GIVEN REQUEST:
In the listing below, find every line containing "components" and copy it out.

STORED DATA:
━━━━━━━━━━━━━━━━━━━━━━━━━━━━━━

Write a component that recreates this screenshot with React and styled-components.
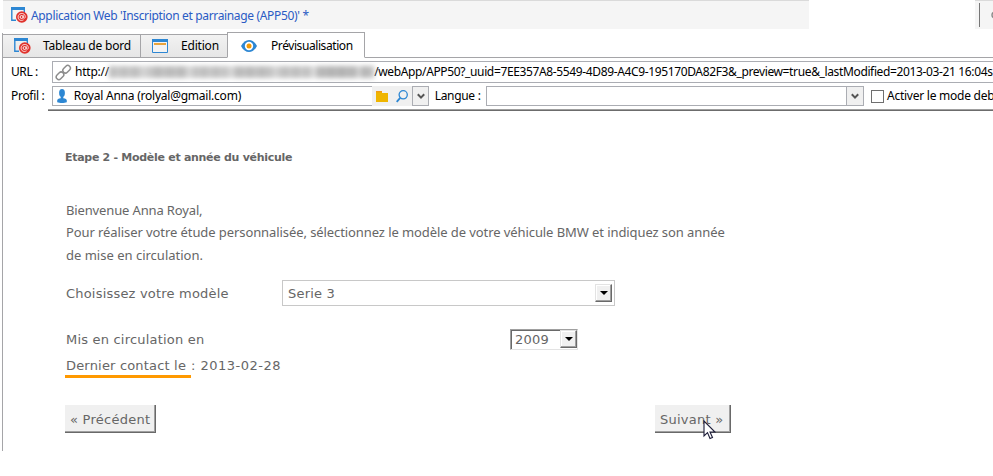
import React from 'react';
import styled, { createGlobalStyle } from 'styled-components';

const Global = createGlobalStyle`
  * { box-sizing: border-box; }
  body { margin: 0; background: #fff; overflow: hidden; }
`;

const Window = styled.div`
  width: 993px;
  height: 476px;
  overflow: hidden;
  background: #fff;
  color: #000;
  font: 12px/16px "Noto Sans", "Open Sans", sans-serif;
`;

const TitleRow = styled.header`
  display: flex;
  justify-content: space-between;
  height: 29px;
  margin-left: 3px;
`;

const TitleBar = styled.div`
  display: flex;
  align-items: center;
  width: 806px;
  padding: 1px 0 0 8px;
  gap: 3px;
  border-top: 1px solid #dadada;
  background: #f5f5f5;
  color: #2a5bc4;
`;

const TitleTools = styled.div`
  width: 18px;
  padding: 2px 0 0 4px;
  border-top: 1px solid #dadada;
  background: #f5f5f5;
  overflow: hidden;
  svg { display: block; }
`;

const Label = styled.span`
  flex: none;
  white-space: pre;
  letter-spacing: ${(p) => p.$track || 0}px;
`;

const Frame = styled.main`
  height: 418px;
  margin: 4px 0 0 2px;
  border-left: 1px solid #a5a5a8;
`;

const Tabs = styled.nav`
  display: flex;
  align-items: flex-end;
  height: 25px;
  margin-left: -1px;
`;

const Tab = styled.div`
  display: flex;
  align-items: center;
  width: ${(p) => p.$width}px;
  height: ${(p) => (p.$active ? 26 : 24)}px;
  padding: ${(p) => (p.$active ? 2 : 0)}px 0 0 ${(p) => p.$pad}px;
  gap: ${(p) => p.$gap}px;
  border: 1px solid #a5a5a8;
  border-right-width: ${(p) => (p.$active ? 1 : 0)}px;
  border-bottom-color: ${(p) => (p.$active ? '#fff' : '#a5a5a8')};
  background: ${(p) => (p.$active ? '#fff' : 'linear-gradient(#f2f2f2, #e6e6e6)')};
`;

const TabRule = styled.div`
  flex: 1;
  align-self: stretch;
  border-bottom: 1px solid #a5a5a8;
`;

const FieldRow = styled.div`
  display: flex;
  align-items: center;
  height: ${(p) => p.$height}px;
  margin-top: ${(p) => p.$top}px;
  padding-left: 8px;
`;

const FieldLabel = styled(Label)`
  width: ${(p) => p.$width}px;
`;

const Field = styled.div`
  display: flex;
  align-items: center;
  flex: none;
  width: ${(p) => p.$width}px;
  height: 100%;
  padding-left: ${(p) => p.$pad || 0}px;
  border: 1px solid #abadb3;
  border-right-width: ${(p) => (p.$open ? 0 : 1)}px;
  svg { flex: none; }
`;

const Redacted = styled.span`
  width: 265px;
  height: 12px;
  flex: none;
  background:
    linear-gradient(90deg, transparent 78%, rgba(120, 120, 120, .12) 80%),
    repeating-linear-gradient(90deg, rgba(140, 140, 140, .18) 0 4px, transparent 7px 11px, rgba(140, 140, 140, .15) 13px 17px, transparent 19px 23px),
    repeating-linear-gradient(90deg, #c8c8c8 0 31px, #dcdcdc 35px 38px, #c2c2c2 43px 76px, #e0e0e0 81px 84px);
  filter: blur(2.5px);
`;

const FieldTools = styled.div`
  display: flex;
  align-items: center;
  flex: none;
  width: 40px;
  height: 100%;
  padding-left: 4px;
  gap: 8px;
  background: #f0f0f0;
`;

const Drop = styled.span`
  display: flex;
  align-items: center;
  justify-content: center;
  flex: none;
  width: 17px;
  height: 100%;
  margin-left: ${(p) => (p.$end ? 'auto' : '0')};
  border: solid #abadb3;
  border-width: ${(p) => (p.$end ? '0 0 0 1px' : '1px')};
  background: #f0f0f0;
`;

const Check = styled.span`
  flex: none;
  width: 13px;
  height: 13px;
  margin: 0 3px 0 7px;
  border: 1px solid #6f6f6f;
`;

const Page = styled.section`
  width: 690px;
  margin-left: 45px;
  padding: 0 0 0 17px;
  color: #666;
  font: 13px/22px "DejaVu Sans", sans-serif;
`;

const PageRule = styled.div`
  height: 2px;
  margin: 3px 0 0 45px;
  background: #6c6c6c;
  border-top: 1px solid #a0a0a0;
`;

const Heading = styled.h1`
  margin: 37px 0 0;
  font: bold 11px/20px "DejaVu Sans", sans-serif;
`;

const Copy = styled.div`
  display: flex;
  flex-direction: column;
  margin: 31px 0 0 1px;
  font: 13px/22.4px "Noto Sans", sans-serif;
`;

const FormRow = styled.div`
  display: flex;
  align-items: center;
  height: ${(p) => p.$height}px;
  margin: ${(p) => p.$top}px 0 0 1px;
`;

const FormText = styled(Label)`
  padding-top: 2px;
`;

const FormLabel = styled(FormText)`
  width: ${(p) => p.$width}px;
`;

const Select = styled.div`
  display: flex;
  align-items: center;
  justify-content: space-between;
  width: 333px;
  height: 26px;
  padding: 0 2px 0 5px;
  border: 1px solid #c8c8c8;
`;

const YearSelect = styled(Select)`
  width: 68px;
  height: 21px;
  padding: 0 0 0 4px;
  border-color: #a0a0a0 #e3e3e3 #e3e3e3 #a0a0a0;
  box-shadow: inset 1px 1px #696969;
`;

const Stepper = styled.span`
  display: flex;
  align-items: center;
  justify-content: center;
  width: 17px;
  height: 18px;
  background: #f0f0f0;
  border: 1px solid;
  border-color: #e3e3e3 #696969 #696969 #e3e3e3;
  box-shadow: inset -1px -1px #a0a0a0, inset 1px 1px #fff;
`;

const Marked = styled(Label)`
  display: block;
  width: 126px;
  height: 25px;
  margin-left: -1px;
  padding: 2px 0 0 1px;
  border-bottom: 3px solid #f90;
`;

const Actions = styled.div`
  display: flex;
  justify-content: space-between;
  width: 666px;
  margin-top: 27px;
`;

const Button = styled.div`
  position: relative;
  width: ${(p) => p.$width}px;
  height: 28px;
  padding: 4px 0 0 5px;
  background: #f0f0f0;
  border: solid #696969;
  border-width: 0 1px 1px 0;
  box-shadow: inset -1px -1px #a0a0a0;
`;

const Pointer = styled.svg`
  position: absolute;
  left: 48px;
  top: 15px;
`;

const AppIcon = () => (
  <svg width="17" height="17" viewBox="0 0 17 17">
    <path d="M.8 3v10.300H5M13.300 3v3" fill="none" stroke="#2d87d3" strokeWidth="1.400" />
    <path d="M0 0h14v3H0z" fill="#2d87d3" />
    <circle cx="10.800" cy="10" r="5.800" fill="#e0322c" />
    <circle cx="10.600" cy="10" r="1.500" fill="none" stroke="#fff" strokeWidth=".9" />
    <path d="M12.300 8.300v2.200c0 1.300 2 1 2-.7 0-4.600-7.200-4.400-7.200.2 0 3.300 3.200 4.200 5.500 2.800" fill="none" stroke="#fff" strokeWidth=".8" />
  </svg>
);

const EditIcon = () => (
  <svg width="16" height="14" viewBox="0 0 16 14">
    <path d="M.5.5h15v13H.5z" fill="#f3f3f3" stroke="#2d87d3" />
    <path d="M0 0h16v3H0z" fill="#2d87d3" />
    <path d="M2 4h12v2H2z" fill="#e9a43b" />
  </svg>
);

const EyeIcon = () => (
  <svg width="16" height="12" viewBox="0 0 16 12">
    <path d="M0 6C4-2 12-2 16 6 12 14 4 14 0 6z" fill="#2d87d3" />
    <circle cx="8" cy="6" r="4.200" fill="#fff" />
    <circle cx="8" cy="6" r="2.500" fill="#f39a05" />
  </svg>
);

const LinkIcon = () => (
  <svg width="17" height="17" viewBox="0 0 17 17" fill="none" stroke="#8c8c8c" strokeWidth="1.500">
    <rect x="-4.200" y="-2.600" width="8.400" height="5.200" rx="2.600" transform="translate(5 11.800) rotate(-45)" />
    <rect x="-4.200" y="-2.600" width="8.400" height="5.200" rx="2.600" transform="translate(11.600 5.200) rotate(-45)" />
  </svg>
);

const PersonIcon = () => (
  <svg width="12" height="14" viewBox="0 0 12 14" fill="#2d87d3">
    <ellipse cx="6" cy="3.900" rx="2.900" ry="3.900" />
    <path d="M4.700 6h2.600v3.200c2.400.3 3.500 1.200 3.500 2.400v1.600c-2.500 1-7.100 1-9.600 0v-1.600c0-1.200 1.100-2.100 3.500-2.400z" />
  </svg>
);

const FolderIcon = () => (
  <svg width="12" height="11" viewBox="0 0 12 11">
    <path d="M0 0h6v2h6v9H0z" fill="#efb500" />
    <path d="M0 0h6v1.300H0z" fill="#f29a17" />
  </svg>
);

const SearchIcon = () => (
  <svg width="12" height="13" viewBox="0 0 12 13" fill="none" stroke="#2d87d3">
    <circle cx="7.200" cy="4.800" r="4.100" strokeWidth="1.300" />
    <path d="M4.200 7.900L.7 11.900" strokeWidth="1.800" />
  </svg>
);

const Chevron = () => (
  <svg width="8" height="7" viewBox="0 0 8 7">
    <path d="M.8 1.200L4 4.600l3.200-3.400" fill="none" stroke="#555" strokeWidth="2" />
  </svg>
);

const Triangle = () => (
  <svg width="8" height="4" viewBox="0 0 8 4">
    <path d="M0 0h8L4 4z" fill="#000" />
  </svg>
);

export default function App() {
  return (
    <Window>
      <Global />
      <TitleRow>
        <TitleBar>
          <AppIcon />
          <Label $track={-0.34}>Application Web 'Inscription et parrainage (APP50)' *</Label>
        </TitleBar>
        <TitleTools>
          <svg width="14" height="24" viewBox="0 0 14 24">
            <path d="M.5 0v24" stroke="#777" />
            <circle cx="16" cy="12" r="3" fill="none" stroke="#888" strokeWidth="1.500" />
          </svg>
        </TitleTools>
      </TitleRow>
      <Frame>
        <Tabs>
          <Tab $width={138} $pad={11} $gap={12}>
            <AppIcon />
            <Label $track={-0.2}>Tableau de bord</Label>
          </Tab>
          <Tab $width={87} $pad={11} $gap={13}>
            <EditIcon />
            <Label $track={-0.2}>Edition</Label>
          </Tab>
          <Tab $active $width={138} $pad={13} $gap={14}>
            <EyeIcon />
            <Label $track={-0.42}>Prévisualisation</Label>
          </Tab>
          <TabRule />
        </Tabs>
        <FieldRow $height={22} $top={3}>
          <FieldLabel $width={41} $track={-0.4}>URL :</FieldLabel>
          <Field $width={941} $pad={2} $open>
            <LinkIcon />
            <Label $track={-0.2}> http://</Label>
            <Redacted />
            <Label $track={-0.365}>/webApp/APP50?_uuid=7EE357A8-5549-4D89-A4C9-195170DA82F3&amp;_preview=true&amp;_lastModified=2013-03-21 16:04s</Label>
          </Field>
        </FieldRow>
        <FieldRow $height={20} $top={3}>
          <FieldLabel $width={41} $track={-0.3}>Profil :</FieldLabel>
          <Field $width={320} $pad={3} $open>
            <PersonIcon />
            <Label $track={-0.23}>  Royal Anna (rolyal@gmail.com)</Label>
          </Field>
          <FieldTools>
            <FolderIcon />
            <SearchIcon />
          </FieldTools>
          <Drop><Chevron /></Drop>
          <FieldLabel $width={57} $track={-0.3}>  Langue :</FieldLabel>
          <Field $width={378}>
            <Drop $end><Chevron /></Drop>
          </Field>
          <Check />
          <Label $track={-0.25}>Activer le mode deb</Label>
        </FieldRow>
        <PageRule />
        <Page>
          <Heading><Label $track={-0.29}>Etape 2 - Modèle et année du véhicule</Label></Heading>
          <Copy>
            <Label $track={-0.14}>Bienvenue Anna Royal,</Label>
            <Label $track={-0.085}>Pour réaliser votre étude personnalisée, sélectionnez le modèle de votre véhicule BMW et indiquez son année</Label>
            <Label>de mise en circulation.</Label>
          </Copy>
          <FormRow $height={26} $top={13.3}>
            <FormLabel $width={216} $track={0.2}>Choisissez votre modèle</FormLabel>
            <Select><FormText $track={0.2}>Serie 3</FormText><Stepper><Triangle /></Stepper></Select>
          </FormRow>
          <FormRow $height={21} $top={23}>
            <FormLabel $width={444} $track={0.2}>Mis en circulation en</FormLabel>
            <YearSelect><FormText $track={0.2}>2009</FormText><Stepper><Triangle /></Stepper></YearSelect>
          </FormRow>
          <FormRow $height={25} $top={3}>
            <Marked $track={0.18}>Dernier contact le</Marked>
            <FormText $track={0.5}>: 2013-02-28</FormText>
          </FormRow>
          <Actions>
            <Button $width={91}><Label $track={0.25}>« Précédent</Label></Button>
            <Button $width={76}>
              <Label $track={0.25}>Suivant »</Label>
              <Pointer width="13" height="20" viewBox="0 0 13 20">
                <path d="M1 1v15l3.500-3.400L7 18.500l2.500-1L7 12h5z" fill="#fff" stroke="#1c1c38" strokeWidth="1.100" />
              </Pointer>
            </Button>
          </Actions>
        </Page>
      </Frame>
    </Window>
  );
}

━━━━━━━━━━━━━━━━━━━━━━━━━━━━━━

WRITTEN ANSWER:
Write a component that recreates this screenshot with React and styled-components.
import styled, { createGlobalStyle } from 'styled-components';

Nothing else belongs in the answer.